- **EXERCISE DETAILS**:
Show every line in the entries below where the word "this" appears.

- **DATASET EXCERPTS**:
** start **

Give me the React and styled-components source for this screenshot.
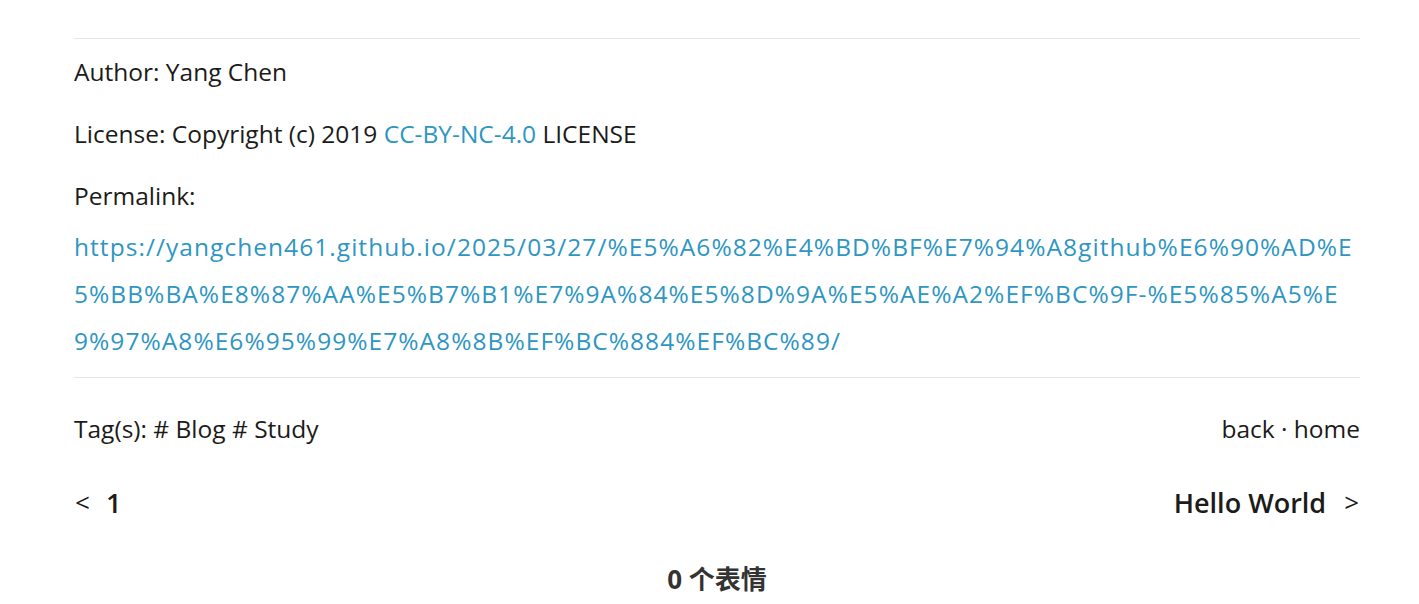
import React from "react";
import styled, { createGlobalStyle } from "styled-components";

const GlobalStyle = createGlobalStyle`
  html, body {
    margin: 0;
    padding: 0;
    background: #ffffff;
  }
  body {
    font-family: "Open Sans", "Noto Sans CJK SC", sans-serif;
    color: #1c1b19;
  }
`;

const Page = styled.div`
  width: 1286px;
  padding: 38px 0 0 74px;
`;

const Rule = styled.hr`
  border: none;
  border-top: 1px solid #e6e6e6;
  margin: 0;
`;

const Meta = styled.section`
  padding: 9px 0 13px;
`;

const Line = styled.p`
  margin: 0 0 ${({ $gap }) => $gap ?? 15}px;
  font-size: 24.5px;
  line-height: 47px;
`;

const Link = styled.a`
  color: #2e96c2;
  text-decoration: none;
`;

const Permalink = styled(Link)`
  display: block;
  width: 1280px;
  font-size: 24.5px;
  line-height: 47px;
  letter-spacing: 1.05px;
  word-break: break-all;
`;

const Row = styled.div`
  display: flex;
  justify-content: space-between;
  align-items: center;
  height: ${({ $h }) => $h}px;
`;

const Plain = styled.span`
  font-size: 24.5px;
`;

const NavLink = styled.span`
  display: flex;
  align-items: center;
  gap: ${({ $gap }) => $gap}px;
  font-size: 27px;
  font-weight: 600;
`;

const Arrow = styled.span`
  font-weight: 400;
  font-size: 26px;
  padding: 0 1px;
`;

const Reactions = styled.h3`
  margin: 0;
  text-align: center;
  font-size: 26px;
  font-weight: 700;
  color: #333;
  font-family: "Noto Sans", "Noto Sans CJK SC", sans-serif;
  line-height: 40px;
`;

const Spacer = styled.div`
  height: ${({ $h }) => $h}px;
`;

export default function App() {
  return (
    <>
      <GlobalStyle />
      <Page>
        <Rule />
        <Meta>
          <Line>Author: Yang Chen</Line>
          <Line>
            License: Copyright (c) 2019 <Link href="#">CC-BY-NC-4.0</Link> LICENSE
          </Line>
          <Line $gap={4}>Permalink:</Line>
          <Permalink href="#">
            https://yangchen461.github.io/2025/03/27/%E5%A6%82%E4%BD%BF%E7%94%A8github%E6%90%AD%E5%BB%BA%E8%87%AA%E5%B7%B1%E7%9A%84%E5%8D%9A%E5%AE%A2%EF%BC%9F-%E5%85%A5%E9%97%A8%E6%95%99%E7%A8%8B%EF%BC%884%EF%BC%89/
          </Permalink>
        </Meta>
        <Rule />
        <Row $h={100}>
          <Plain>Tag(s): # Blog # Study</Plain>
          <Plain>back · home</Plain>
        </Row>
        <Row $h={48}>
          <NavLink $gap={15}>
            <Arrow>&lt;</Arrow>1
          </NavLink>
          <NavLink $gap={17}>
            Hello World<Arrow>&gt;</Arrow>
          </NavLink>
        </Row>
        <Spacer $h={33} />
        <Reactions>0 个表情</Reactions>
      </Page>
    </>
  );
}
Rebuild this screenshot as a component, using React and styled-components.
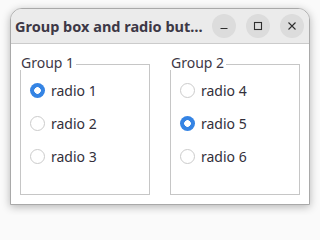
import React, { useState } from "react";
import styled, { createGlobalStyle } from "styled-components";

const GlobalStyle = createGlobalStyle`
  html, body {
    margin: 0;
    padding: 0;
    background: #fafafa;
  }
  body {
    font-family: "Noto Sans", "DejaVu Sans", sans-serif;
    color: #3d3846;
  }
`;

const Desktop = styled.div`
  width: 320px;
  height: 215px;
  box-sizing: border-box;
  padding: 8px 10px 10px;
`;

const Window = styled.div`
  width: 300px;
  height: 197px;
  box-sizing: border-box;
  display: flex;
  flex-direction: column;
  overflow: hidden;
  background: #ffffff;
  border: 1px solid #a9a9a9;
  border-radius: 12px 12px 0 0;
  box-shadow: 0 2px 8px rgba(0, 0, 0, 0.28);
`;

const TitleBar = styled.div`
  flex: none;
  height: 35px;
  box-sizing: border-box;
  display: flex;
  align-items: center;
  gap: 6px;
  padding: 0 5px 0 4px;
  background: #ebebeb;
  border-bottom: 1px solid #cbcbcb;
`;

const Title = styled.div`
  flex: 1;
  min-width: 0;
  font-size: 14.5px;
  font-weight: bold;
  color: #3d3846;
  white-space: nowrap;
  overflow: hidden;
  text-overflow: ellipsis;
`;

const Controls = styled.div`
  display: flex;
  gap: 10px;
`;

const WinButton = styled.button`
  width: 24px;
  height: 24px;
  padding: 0;
  border: none;
  border-radius: 50%;
  background: #dcdcdc;
  color: #2e2e2e;
  display: flex;
  align-items: center;
  justify-content: center;
`;

const Content = styled.div`
  flex: 1;
  display: grid;
  grid-template-columns: 130px 130px;
  column-gap: 20px;
  padding: 12px 10px 9px 9px;
`;

const GroupBox = styled.div`
  display: flex;
  flex-direction: column;
`;

const GroupHeader = styled.div`
  display: flex;
  height: 14px;
`;

const GroupLabel = styled.span`
  font-size: 14px;
  line-height: 14px;
  padding: 0 2px 0 1px;
  white-space: nowrap;
`;

const HeaderLine = styled.span`
  flex: 1;
  margin-top: 8px;
  border-top: 1px solid #c6c6c6;
  border-right: 1px solid #c6c6c6;
`;

const GroupBody = styled.div`
  flex: 1;
  display: flex;
  flex-direction: column;
  gap: 13px;
  padding: 10px 9px;
  border: 1px solid #c6c6c6;
  border-top: none;
`;

const RadioRow = styled.label`
  display: flex;
  align-items: center;
  gap: 6px;
  height: 20px;
  font-size: 14px;
  color: #33303b;
`;

const RadioInput = styled.input`
  appearance: none;
  margin: 0;
  width: 15px;
  height: 15px;
  box-sizing: border-box;
  border-radius: 50%;
  border: 1px solid #cbcbcb;
  background: #ffffff;

  &:checked {
    border: none;
    background: radial-gradient(circle, #ffffff 0 3px, #3584e4 3.6px);
  }
`;

const Icon = ({ kind }) => (
  <svg width="16" height="16" viewBox="0 0 16 16" fill="none" stroke="currentColor" strokeWidth="1.1">
    {kind === "min" && <path d="M4.5 10.5h7" />}
    {kind === "max" && <rect x="4.5" y="4.5" width="7" height="7" />}
    {kind === "close" && <path d="M4.5 4.5l7 7M11.5 4.5l-7 7" />}
  </svg>
);

const groups = [
  { title: "Group 1", name: "g1", items: ["radio 1", "radio 2", "radio 3"], initial: "radio 1" },
  { title: "Group 2", name: "g2", items: ["radio 4", "radio 5", "radio 6"], initial: "radio 5" },
];

const Group = ({ group }) => {
  const [value, setValue] = useState(group.initial);
  return (
    <GroupBox>
      <GroupHeader>
        <GroupLabel>{group.title}</GroupLabel>
        <HeaderLine />
      </GroupHeader>
      <GroupBody>
        {group.items.map((item) => (
          <RadioRow key={item}>
            <RadioInput
              type="radio"
              name={group.name}
              checked={value === item}
              onChange={() => setValue(item)}
            />
            {item}
          </RadioRow>
        ))}
      </GroupBody>
    </GroupBox>
  );
};

const App = () => {
  return (
    <Desktop>
      <GlobalStyle />
      <Window>
        <TitleBar>
          <Title>Group box and radio buttons</Title>
          <Controls>
            <WinButton><Icon kind="min" /></WinButton>
            <WinButton><Icon kind="max" /></WinButton>
            <WinButton><Icon kind="close" /></WinButton>
          </Controls>
        </TitleBar>
        <Content>
          {groups.map((g) => (
            <Group key={g.name} group={g} />
          ))}
        </Content>
      </Window>
    </Desktop>
  );
};

export default App;
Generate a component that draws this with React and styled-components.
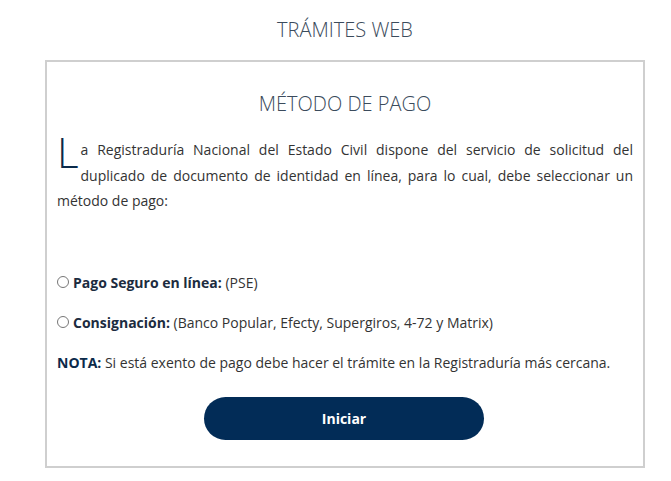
import React from "react";
import styled, { createGlobalStyle } from "styled-components";

const GlobalStyle = createGlobalStyle`
  body {
    margin: 0;
    background: #ffffff;
    font-family: "Open Sans", "Liberation Sans", sans-serif;
  }
`;

const Page = styled.div`
  width: 671px;
  padding: 16px 26px 0 45px;
  box-sizing: border-box;
`;

const PageTitle = styled.h1`
  margin: 0 0 17px 0;
  text-align: center;
  font-size: 20px;
  font-weight: 300;
  color: #3b4b5c;
`;

const Card = styled.div`
  border: 2px solid #cfcfcf;
  padding: 28px 10px 26px 10px;
`;

const CardTitle = styled.h2`
  margin: 0 0 20px 0;
  text-align: center;
  font-size: 20px;
  font-weight: 300;
  color: #3b4b5c;
`;

const Intro = styled.p`
  margin: 0 0 59px 0;
  font-size: 14px;
  line-height: 25.5px;
  color: #333;
  text-align: justify;
`;

const DropCap = styled.span`
  float: left;
  font-size: 42px;
  font-weight: 300;
  line-height: 38px;
  height: 38px;
  color: #0b2a4a;
  margin: -4px 2px 0 0;
`;

const Option = styled.label`
  display: flex;
  align-items: center;
  gap: 4px;
  font-size: 14px;
  color: #333;
  margin-bottom: 21px;
  b {
    font-weight: 700;
    color: #1c2c40;
  }
`;

const Radio = styled.input`
  width: 12px;
  height: 12px;
  margin: 0;
`;

const Note = styled.p`
  margin: 0 0 25px 0;
  font-size: 14px;
  color: #333;
  b {
    font-weight: 700;
    color: #0b2a4a;
  }
`;

const Actions = styled.div`
  display: flex;
  justify-content: center;
`;

const Button = styled.button`
  width: 280px;
  height: 43px;
  border: none;
  border-radius: 22px;
  background: #022c57;
  color: #fff;
  font-family: "Open Sans", "Liberation Sans", sans-serif;
  font-size: 14px;
  font-weight: 700;
  margin-right: 2px;
`;

export default function App() {
  return (
    <>
      <GlobalStyle />
      <Page>
        <PageTitle>TRÁMITES WEB</PageTitle>
        <Card>
          <CardTitle>MÉTODO DE PAGO</CardTitle>
          <Intro>
            <DropCap>L</DropCap>a Registraduría Nacional del Estado Civil dispone del servicio de
            solicitud del duplicado de documento de identidad en línea, para lo cual, debe
            seleccionar un método de pago:
          </Intro>
          <Option>
            <Radio type="radio" name="pago" />
            <span>
              <b>Pago Seguro en línea:</b> (PSE)
            </span>
          </Option>
          <Option>
            <Radio type="radio" name="pago" />
            <span>
              <b>Consignación:</b> (Banco Popular, Efecty, Supergiros, 4-72 y Matrix)
            </span>
          </Option>
          <Note>
            <b>NOTA:</b> Si está exento de pago debe hacer el trámite en la Registraduría más
            cercana.
          </Note>
          <Actions>
            <Button>Iniciar</Button>
          </Actions>
        </Card>
      </Page>
    </>
  );
}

** end **

- **SOLVED PROBLEM**:
Give me the React and styled-components source for this screenshot.
Rebuild this screenshot as a component, using React and styled-components.
Generate a component that draws this with React and styled-components.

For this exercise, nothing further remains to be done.